J.M.M.: He’s a wildly magnetic person, every time he’s onscreen.
CR:He is. There’s something about him. And so largely this is his story. And Patti’s story. As I got to know her better later on, I realized what an incredible, smart, thoughtful and creative person she is. So that allowed me to just let them tell those parts of the story and allowed me to not be in the position of trying to represent someone else’s beliefs. And really they aren’t speaking on behalf of anyone or any group either. This is how being involved in buffalo restoration has affected them. And viewers can infer for themselves whether it has that potential to do that for other people or other groups of people or on a larger level. But I could largely just let Jason and Patti tell their stories.
J.M.M.:Another fascinating aspect of the film is its objectivity; the ranchers aren’t painted in a negative or positive light. But did you personally get any pushback from them?

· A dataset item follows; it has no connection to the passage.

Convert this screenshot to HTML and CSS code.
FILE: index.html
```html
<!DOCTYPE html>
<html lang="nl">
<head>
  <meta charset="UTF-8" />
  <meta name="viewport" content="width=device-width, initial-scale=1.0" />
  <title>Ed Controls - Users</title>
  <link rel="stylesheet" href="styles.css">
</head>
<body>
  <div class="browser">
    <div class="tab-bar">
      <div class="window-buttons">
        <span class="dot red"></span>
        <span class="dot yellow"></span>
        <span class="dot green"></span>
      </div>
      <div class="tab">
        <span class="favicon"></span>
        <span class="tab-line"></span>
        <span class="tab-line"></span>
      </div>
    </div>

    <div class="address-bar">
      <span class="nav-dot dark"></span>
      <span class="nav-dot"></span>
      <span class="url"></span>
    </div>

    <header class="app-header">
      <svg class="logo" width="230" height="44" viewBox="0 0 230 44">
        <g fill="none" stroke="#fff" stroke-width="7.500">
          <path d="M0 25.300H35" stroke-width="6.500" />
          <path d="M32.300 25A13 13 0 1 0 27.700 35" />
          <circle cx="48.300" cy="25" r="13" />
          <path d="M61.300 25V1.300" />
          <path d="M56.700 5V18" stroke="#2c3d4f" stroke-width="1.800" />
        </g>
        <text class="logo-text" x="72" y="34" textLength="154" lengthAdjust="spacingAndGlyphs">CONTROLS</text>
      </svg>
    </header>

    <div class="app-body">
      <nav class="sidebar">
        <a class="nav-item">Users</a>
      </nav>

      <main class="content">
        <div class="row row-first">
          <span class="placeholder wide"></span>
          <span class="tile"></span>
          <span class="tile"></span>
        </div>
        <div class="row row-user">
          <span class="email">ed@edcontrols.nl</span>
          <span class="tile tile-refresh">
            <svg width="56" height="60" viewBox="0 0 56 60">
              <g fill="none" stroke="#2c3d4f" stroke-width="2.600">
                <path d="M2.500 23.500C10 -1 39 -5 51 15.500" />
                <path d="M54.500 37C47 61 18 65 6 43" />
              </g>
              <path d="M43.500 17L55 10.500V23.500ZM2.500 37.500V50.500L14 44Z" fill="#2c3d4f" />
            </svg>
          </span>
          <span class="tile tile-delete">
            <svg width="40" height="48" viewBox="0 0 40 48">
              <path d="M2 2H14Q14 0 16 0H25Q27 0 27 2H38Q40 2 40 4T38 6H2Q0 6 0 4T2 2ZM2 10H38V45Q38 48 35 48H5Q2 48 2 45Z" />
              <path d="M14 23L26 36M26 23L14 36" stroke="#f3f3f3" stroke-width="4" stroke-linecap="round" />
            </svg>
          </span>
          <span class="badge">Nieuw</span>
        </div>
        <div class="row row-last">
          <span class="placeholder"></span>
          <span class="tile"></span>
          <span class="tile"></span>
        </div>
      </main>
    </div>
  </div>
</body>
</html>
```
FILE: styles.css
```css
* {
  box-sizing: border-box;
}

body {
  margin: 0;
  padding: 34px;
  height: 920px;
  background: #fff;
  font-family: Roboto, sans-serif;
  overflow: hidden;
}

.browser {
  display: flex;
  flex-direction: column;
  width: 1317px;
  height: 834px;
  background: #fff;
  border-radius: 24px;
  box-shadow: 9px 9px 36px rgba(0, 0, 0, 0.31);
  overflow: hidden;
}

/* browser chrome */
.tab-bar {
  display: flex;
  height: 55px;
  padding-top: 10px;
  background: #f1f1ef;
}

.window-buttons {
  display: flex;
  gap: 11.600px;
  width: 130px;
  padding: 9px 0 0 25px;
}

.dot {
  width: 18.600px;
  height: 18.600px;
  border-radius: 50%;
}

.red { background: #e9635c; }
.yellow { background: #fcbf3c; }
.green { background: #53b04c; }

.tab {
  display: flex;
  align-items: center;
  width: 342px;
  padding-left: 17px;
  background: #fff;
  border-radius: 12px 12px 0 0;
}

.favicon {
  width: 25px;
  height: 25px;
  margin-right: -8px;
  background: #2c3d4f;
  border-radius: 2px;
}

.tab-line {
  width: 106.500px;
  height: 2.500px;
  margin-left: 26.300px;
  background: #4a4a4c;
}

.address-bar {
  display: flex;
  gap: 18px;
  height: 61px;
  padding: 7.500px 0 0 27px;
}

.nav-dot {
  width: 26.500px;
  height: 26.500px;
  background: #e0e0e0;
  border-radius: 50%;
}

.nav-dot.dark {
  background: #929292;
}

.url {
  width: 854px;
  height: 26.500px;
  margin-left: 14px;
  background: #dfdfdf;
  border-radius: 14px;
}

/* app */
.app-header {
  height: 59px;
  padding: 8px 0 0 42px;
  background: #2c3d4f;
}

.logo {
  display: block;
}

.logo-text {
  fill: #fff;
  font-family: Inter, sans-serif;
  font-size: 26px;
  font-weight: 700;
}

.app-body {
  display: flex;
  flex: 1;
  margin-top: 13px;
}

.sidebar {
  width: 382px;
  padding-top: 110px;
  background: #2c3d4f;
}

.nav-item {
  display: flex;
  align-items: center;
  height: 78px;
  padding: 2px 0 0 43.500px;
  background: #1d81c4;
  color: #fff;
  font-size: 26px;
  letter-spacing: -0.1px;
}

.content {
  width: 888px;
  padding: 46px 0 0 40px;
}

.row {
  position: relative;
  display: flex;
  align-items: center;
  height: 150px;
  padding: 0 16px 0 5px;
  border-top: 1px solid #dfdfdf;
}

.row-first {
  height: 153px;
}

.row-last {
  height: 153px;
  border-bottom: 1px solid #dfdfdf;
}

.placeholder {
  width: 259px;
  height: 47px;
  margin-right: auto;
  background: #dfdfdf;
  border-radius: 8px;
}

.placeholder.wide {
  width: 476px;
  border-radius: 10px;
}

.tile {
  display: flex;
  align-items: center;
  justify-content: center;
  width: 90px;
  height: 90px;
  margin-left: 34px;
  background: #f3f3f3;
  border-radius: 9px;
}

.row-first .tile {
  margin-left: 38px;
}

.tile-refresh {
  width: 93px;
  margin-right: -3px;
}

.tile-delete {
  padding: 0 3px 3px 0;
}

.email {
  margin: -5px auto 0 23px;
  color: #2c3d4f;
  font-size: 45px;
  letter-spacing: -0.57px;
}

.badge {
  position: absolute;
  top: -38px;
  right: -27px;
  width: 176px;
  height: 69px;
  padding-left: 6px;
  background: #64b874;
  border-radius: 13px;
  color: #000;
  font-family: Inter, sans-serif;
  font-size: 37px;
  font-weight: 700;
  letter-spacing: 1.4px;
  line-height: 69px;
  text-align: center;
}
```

CR:They were all open to talking with me. But actually I lost a lot of sleep making the film and trying to navigate my desire to represent their values and beliefs accurately. I have a deep respect for most of the ranchers I know but there are some deep differences as well. You know, they’d talk about being scared of losing their traditions, if their kids were going to take over the ranch, if their values were going to disappear. And I was like, Yeah, that’s a real fear. And given that you understand that, do you see any parallel with the groups of people who lived here for thousands and thousands of years before you, and they had these connections to the land and these values and traditions that they wanted to pass onto their kids, while their way of life was disappearing? Do you see a parallel there? And they’d just give me these blank stares.

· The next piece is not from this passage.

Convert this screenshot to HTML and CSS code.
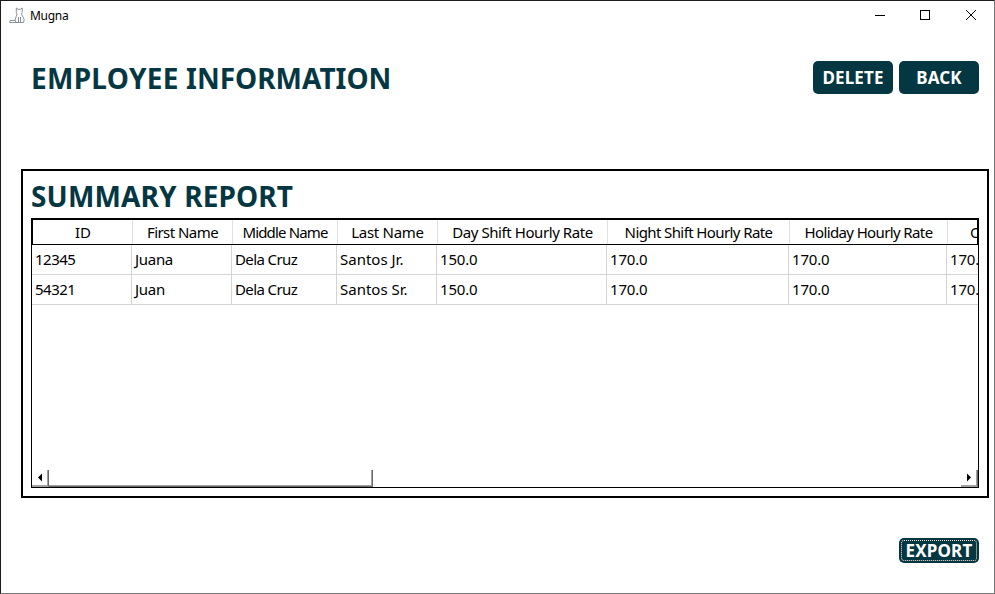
FILE: index.html
```html
<!DOCTYPE html>
<html lang="en">
<head>
<meta charset="utf-8">
<title>Mugna</title>
<link rel="stylesheet" href="styles.css">
</head>
<body>
<div class="window">
  <header class="titlebar">
    <svg class="app-icon" width="17" height="17" viewBox="0 0 17 17" fill="none" stroke="#7b888b" stroke-width="0.9"><path d="M7.300 5.500V1L9 2.300h2.500L13.200 1v4.500L12.500 7l2.700 5.500L14.500 15.500H7L6 13l2-6zM9.500 10v5.500M11.500 10v5.500M6 13.500H1L.7 15.500H7"/></svg>
    <span class="app-name">Mugna</span>
    <svg class="controls" width="125" height="30" viewBox="0 0 125 30" fill="none" stroke="#000" shape-rendering="crispEdges"><path d="M5 15.500H15M50.500 10.500h9v9h-9z"/><path d="M96 10L106 20M106 10L96 20" shape-rendering="auto"/></svg>
  </header>
  <main class="content">
    <div class="top">
      <h1 class="heading heading-main"><span class="wide">EMPLOYEE</span> INFORMATION</h1>
      <div class="actions"><button class="btn">DELETE</button><button class="btn">BACK</button></div>
    </div>
    <section class="panel">
      <h2 class="heading heading-report">SUMMARY REPORT</h2>
      <div class="table">
        <div class="row head"><span class="id">ID</span><span class="first">First Name</span><span class="middle">Middle Name</span><span class="last-name">Last Name</span><span class="day">Day Shift Hourly Rate</span><span class="night">Night Shift Hourly Rate</span><span class="holiday">Holiday Hourly Rate</span><span class="cut">OT</span></div>
        <div class="row"><span class="code">12345</span><span class="given">Juana</span><span class="mid">Dela Cruz</span><span>Santos Jr.</span><span class="num">150.0</span><span class="num">170.0</span><span class="num">170.0</span><span class="num">170.0</span></div>
        <div class="row"><span class="code">54321</span><span class="given">Juan</span><span class="mid">Dela Cruz</span><span>Santos Sr.</span><span class="num">150.0</span><span class="num">170.0</span><span class="num">170.0</span><span class="num">170.0</span></div>
        <div class="scrollbar"><div class="step"><svg width="17" height="17"><path d="M6 7.500L10 3.500v8z"/></svg></div><div class="thumb"></div><div class="step last"><svg width="17" height="17"><path d="M10 7.500L6 3.500v8z"/></svg></div></div>
      </div>
    </section>
    <button class="btn export">EXPORT</button>
  </main>
</div>
</body>
</html>
```
FILE: styles.css
```css
* { box-sizing: border-box; }
body { margin: 0; background: #fff; font-family: "Noto Sans", sans-serif; color: #000; overflow: hidden; }
.window { height: 594px; border: 1px solid #777; border-top-color: #1f1a1b; border-left-color: #1f1a1b; }
.titlebar { height: 30px; display: flex; align-items: center; padding-left: 8px; }
.app-icon { margin-top: -1px; }
.app-name { font-size: 12px; line-height: 16px; margin-left: 4px; letter-spacing: -0.3px; }
.controls { margin-left: auto; margin-top: -2px; margin-right: -1px; }
.content { padding: 30px 5px 0 20px; }
.top { display: flex; justify-content: space-between; height: 108px; padding: 0 10px; }
.heading { margin: 0; font-weight: 700; font-size: 28px; line-height: 34px; color: #053742; white-space: nowrap; }
.wide { letter-spacing: 0.3px; }
.actions { display: flex; gap: 6px; align-items: flex-start; }
.btn { width: 80px; height: 33px; padding: 0; border: 0; border-radius: 5px; background: #053742; color: #fff; font: 700 17px/33px "Noto Sans", sans-serif; letter-spacing: 0.15px; white-space: nowrap; }
.panel { border: 2px solid #000; width: 968px; height: 329px; padding: 8px; }
.heading-report { height: 39px; letter-spacing: 0.15px; }
.table { width: 948px; height: 270px; border: 1px solid #000; overflow: hidden; display: flex; flex-direction: column; }
.row { display: grid; grid-template-columns: 100px 100px 105px 100px 170px 182px 158px 100px; height: 30px; flex: none; }
.row span { font-size: 15px; line-height: 29px; padding-left: 3px; border-right: 1px solid #d4d4d4; border-bottom: 1px solid #d4d4d4; white-space: nowrap; }
.row .code { letter-spacing: -0.5px; }
.row .given { letter-spacing: -0.3px; }
.row .mid { letter-spacing: -0.6px; }
.row .num { letter-spacing: -0.2px; }
.row.head { height: 26px; border: 1px solid #000; overflow: hidden; }
.row.head span { line-height: 24px; padding: 0; text-align: center; border-bottom: 0; border-right-color: #e0e0e0; }
.row.head .id { padding-left: 1px; }
.row.head .first { letter-spacing: -0.55px; }
.row.head .middle { letter-spacing: -0.85px; }
.row.head .last-name { letter-spacing: -0.3px; }
.row.head .day { letter-spacing: -0.42px; }
.row.head .night { letter-spacing: -0.6px; }
.row.head .holiday { letter-spacing: -0.62px; }
.row.head .cut { text-align: left; padding-left: 22px; }
.scrollbar { margin-top: auto; height: 17px; display: flex; }
.step { width: 17px; height: 17px; border-right: 1px solid #696969; border-bottom: 1px solid #a0a0a0; box-shadow: inset -1px -1px #a0a0a0; }
.step svg { display: block; }
.thumb { width: 324px; border-right: 1px solid #696969; border-bottom: 1px solid #696969; box-shadow: inset -1px -1px #a0a0a0; }
.step.last { margin-left: auto; }
.export { display: block; height: 25px; line-height: 25px; margin: 40px 10px 0 auto; outline: 1px dotted #ffe4dc; outline-offset: -3px; }
```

In the end, I reconciled that issue the same way I reconciled being a white guy making a film about buffalo - with the understanding that Native people and Tribes are not these totemized, homogeneous blocks. They’re diverse and nuanced groups and individuals. I let Jason and Patti represent their own views. And I stopped wrestling with whether or not ranchers were friend or foe - they’re neither. They are a diverse group of people with their own feelings about issues that defy simple classifications. As Patti so eloquently states in the film though, I think, with the right perspective, buffalo are something that we all have in common and can serve to unite us if we let them.